Notes from Egypt on Christmas

Notes from Egypt on Christmas December 22, 2017

 

Eikon of Athanasios
A modern icon of the great Egyptian Church Father St. Athanasius, twentieth Christian bishop of Alexandria (Wikimedia Commons)

 

My wife dragged me off tonight, with friends, to see Hugh Jackman in The Greatest Showman.  I confess that I wasn’t overly thrilled.  I have to be in the right mood for musicals, I’m not much into dance, and I had skimmed a couple of negative reviews.

 

I was surprised to like it as much as I did.  The negative reviews weren’t altogether wrong, and I still don’t get all that thrilled about dancing.  But Hugh Jackman is enormously talented and the choreography — even for somebody like me — was stunning.

 

***

 

And now, on to more significant matters, via two quotations from the treatise On the Incarnation (De Incarnatione), by St. Athanasius of Alexandria (ca. AD 296-373:

 

“The Lord did not come to make a display. He came to heal and to teach suffering men. For one who wanted to make a display the thing would have been just to appear and dazzle the beholders. But for Him Who came to heal and to teach the way was not merely to dwell here, but to put Himself at the disposal of those who needed Him, and to be manifested according as they could bear it, not vitiating the value of the Divine appearing by exceeding their capacity to receive it.” 

 

“You know how it is when some great king enters a large city and dwells in one of its houses; because of his dwelling in that single house, the whole city is honored, and enemies and robbers cease to molest it. Even so is it with the King of all; He has come into our country and dwelt in one body amidst the many, and in consequence the designs of the enemy against mankind have been foiled and the corruption of death, which formerly held them in its power, has simply ceased to be.
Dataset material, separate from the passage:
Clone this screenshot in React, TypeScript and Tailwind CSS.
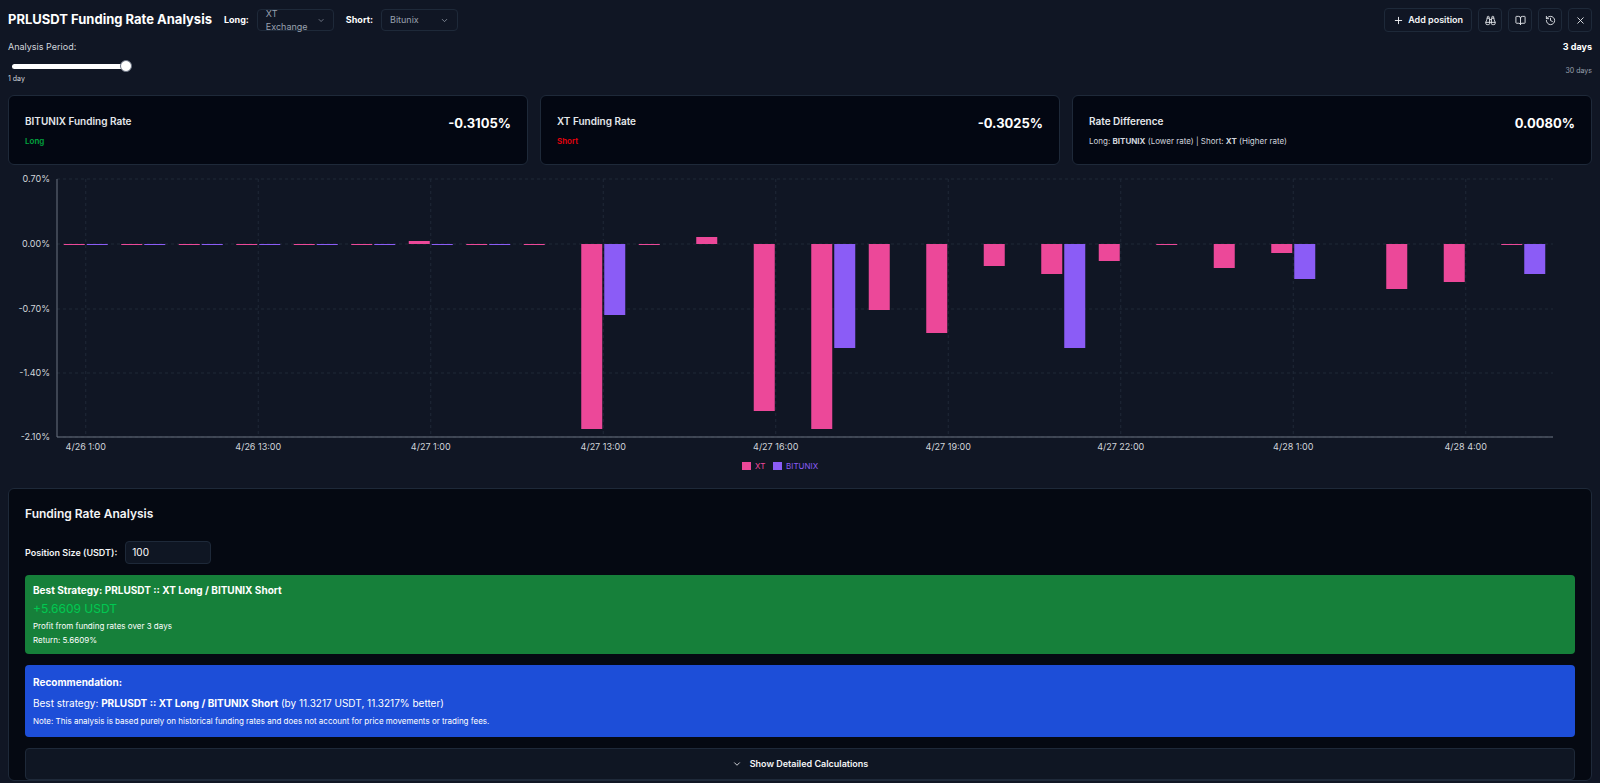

For the human race would have perished utterly had not the Lord and Savior of all, the Son of God, come among us to put an end to death.”

***

 

A very, very old Arabic Christmas carol:

 

http://www.patheos.com/blogs/joeljmiller/2012/12/christmas-carol-you-may-have-never-heard/

 

If you’re a westerner, its melody will probably strike you as . . . odd.

 

Which reminds me of a story that doesn’t, perhaps, portray me at my absolute best.

 

Decades ago, when my wife and I were living in Cairo, a couple in the branch invited us along — shortly before Christmas — on a long drive toward Alexandria and out across the coastal desert toward the border of Libya.  They were nice people, working for an oil company.  But not especially cosmopolitan or cultured.  And she really, really, really disliked Egypt.

 

She began complaining about Arabic music, which she found intolerable.  (Except where it’s been influenced by western pop music, it represents a distinctly different tradition, with little or no harmony but also with rhythms and melodies often far more complex than ours.)  I listened to her on the subject for some time, with mounting impatience

 

Finally, I remarked rather innocently that, when the angelic choir sang to the shepherds of Bethlehem, they probably sang in a musical style or idiom that was comprehensible to those first-century Palestinian shepherds.  Which, I continued, strongly suggests that it likely sounded more like traditional Middle Eastern music than like Händel or Bach or Bing Crosby.

 

She was speechless.  Then she said “Oh.  Oh my.  Oh.  That’s a horrible thought.”

 

I confess that I glowed inwardly for the next several (silent) minutes.